▸ **What you are asked to do**:
Omit all images, then return the remaining material exactly as it stands.

▸ **Raw data**:
>>>>>
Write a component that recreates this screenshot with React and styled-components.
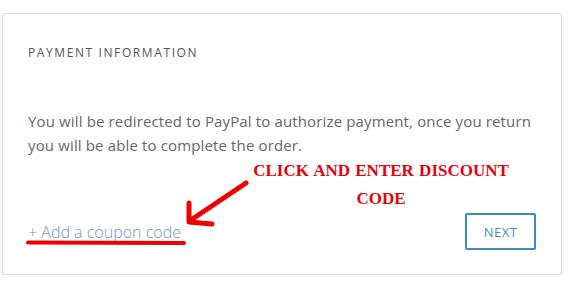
import styled, { createGlobalStyle } from 'styled-components';

const GlobalStyle = createGlobalStyle`
  html, body {
    margin: 0;
    padding: 0;
    background: #ffffff;
  }
  body {
    padding: 13px 0 0 2px;
    font-family: "Open Sans", "Liberation Sans", sans-serif;
  }
`;

const Card = styled.section`
  position: relative;
  box-sizing: border-box;
  width: 560px;
  height: 262px;
  display: flex;
  flex-direction: column;
  padding: 30px 24px 24px 25px;
  background: #fff;
  border: 1px solid #dedede;
  border-radius: 3px;
  box-shadow: 0 1px 3px rgba(0, 0, 0, 0.1);
`;

const Title = styled.h2`
  margin: 0;
  font-size: 12px;
  line-height: 18px;
  font-weight: 400;
  letter-spacing: 1.6px;
  color: #555;
  text-transform: uppercase;
`;

const Message = styled.p`
  margin: 47px 0 0;
  font-size: 15px;
  line-height: 24px;
  letter-spacing: 0.14px;
  color: #666;
`;

const Footer = styled.div`
  margin-top: auto;
  display: flex;
  align-items: center;
  justify-content: space-between;
`;

const CouponLink = styled.a`
  font-size: 16px;
  font-weight: 300;
  color: #6f95d0;
  text-decoration: none;
  cursor: pointer;
`;

const NextButton = styled.button`
  box-sizing: border-box;
  width: 71px;
  height: 37px;
  margin-right: 1px;
  background: #fff;
  border: 2px solid #3d88c9;
  border-radius: 2px;
  font-family: inherit;
  font-size: 13px;
  letter-spacing: 0.5px;
  color: #4a8bc6;
  cursor: pointer;
`;

const Annotation = styled.svg`
  position: absolute;
  left: -1px;
  top: -1px;
  pointer-events: none;
`;

const Callout = styled.div`
  position: absolute;
  left: 248px;
  top: 143px;
  width: 260px;
  text-align: center;
  font-family: "Liberation Serif", "Times New Roman", serif;
  font-weight: 700;
  font-size: 17px;
  line-height: 28px;
  word-spacing: 1px;
  color: #e8000b;
`;

export default function App() {
  return (
    <>
      <GlobalStyle />
      <Card>
        <Title>Payment Information</Title>
        <Message>
          You will be redirected to PayPal to authorize payment, once you return
          you will be able to complete the order.
        </Message>
        <Footer>
          <CouponLink>+ Add a coupon code</CouponLink>
          <NextButton>NEXT</NextButton>
        </Footer>
        <Annotation width="560" height="262" viewBox="0 0 560 262">
          <g stroke="#ee0000" strokeLinecap="round" strokeLinejoin="round" fill="none">
            <path d="M244 170 L189 207" strokeWidth="5" />
            <path d="M187 190 L187 209 L210 211" strokeWidth="5" />
            <path d="M26 229.5 L182 230" strokeWidth="4" />
          </g>
        </Annotation>
        <Callout>
          CLICK AND ENTER DISCOUNT
          <br />
          CODE
        </Callout>
      </Card>
    </>
  );
}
<<<<<
▸ **Solution to this problem**:
Write a component that recreates this screenshot with React and styled-components.
import styled, { createGlobalStyle } from 'styled-components';

const GlobalStyle = createGlobalStyle`
  html, body {
    margin: 0;
    padding: 0;
    background: #ffffff;
  }
  body {
    padding: 13px 0 0 2px;
    font-family: "Open Sans", "Liberation Sans", sans-serif;
  }
`;

const Card = styled.section`
  position: relative;
  box-sizing: border-box;
  width: 560px;
  height: 262px;
  display: flex;
  flex-direction: column;
  padding: 30px 24px 24px 25px;
  background: #fff;
  border: 1px solid #dedede;
  border-radius: 3px;
  box-shadow: 0 1px 3px rgba(0, 0, 0, 0.1);
`;

const Title = styled.h2`
  margin: 0;
  font-size: 12px;
  line-height: 18px;
  font-weight: 400;
  letter-spacing: 1.6px;
  color: #555;
  text-transform: uppercase;
`;

const Message = styled.p`
  margin: 47px 0 0;
  font-size: 15px;
  line-height: 24px;
  letter-spacing: 0.14px;
  color: #666;
`;

const Footer = styled.div`
  margin-top: auto;
  display: flex;
  align-items: center;
  justify-content: space-between;
`;

const CouponLink = styled.a`
  font-size: 16px;
  font-weight: 300;
  color: #6f95d0;
  text-decoration: none;
  cursor: pointer;
`;

const NextButton = styled.button`
  box-sizing: border-box;
  width: 71px;
  height: 37px;
  margin-right: 1px;
  background: #fff;
  border: 2px solid #3d88c9;
  border-radius: 2px;
  font-family: inherit;
  font-size: 13px;
  letter-spacing: 0.5px;
  color: #4a8bc6;
  cursor: pointer;
`;

const Annotation = styled.svg`
  position: absolute;
  left: -1px;
  top: -1px;
  pointer-events: none;
`;

const Callout = styled.div`
  position: absolute;
  left: 248px;
  top: 143px;
  width: 260px;
  text-align: center;
  font-family: "Liberation Serif", "Times New Roman", serif;
  font-weight: 700;
  font-size: 17px;
  line-height: 28px;
  word-spacing: 1px;
  color: #e8000b;
`;

export default function App() {
  return (
    <>
      <GlobalStyle />
      <Card>
        <Title>Payment Information</Title>
        <Message>
          You will be redirected to PayPal to authorize payment, once you return
          you will be able to complete the order.
        </Message>
        <Footer>
          <CouponLink>+ Add a coupon code</CouponLink>
          <NextButton>NEXT</NextButton>
        </Footer>
        <Annotation width="560" height="262" viewBox="0 0 560 262">
          <g stroke="#ee0000" strokeLinecap="round" strokeLinejoin="round" fill="none">
            <path d="M244 170 L189 207" strokeWidth="5" />
            <path d="M187 190 L187 209 L210 211" strokeWidth="5" />
            <path d="M26 229.5 L182 230" strokeWidth="4" />
          </g>
        </Annotation>
        <Callout>
          CLICK AND ENTER DISCOUNT
          <br />
          CODE
        </Callout>
      </Card>
    </>
  );
}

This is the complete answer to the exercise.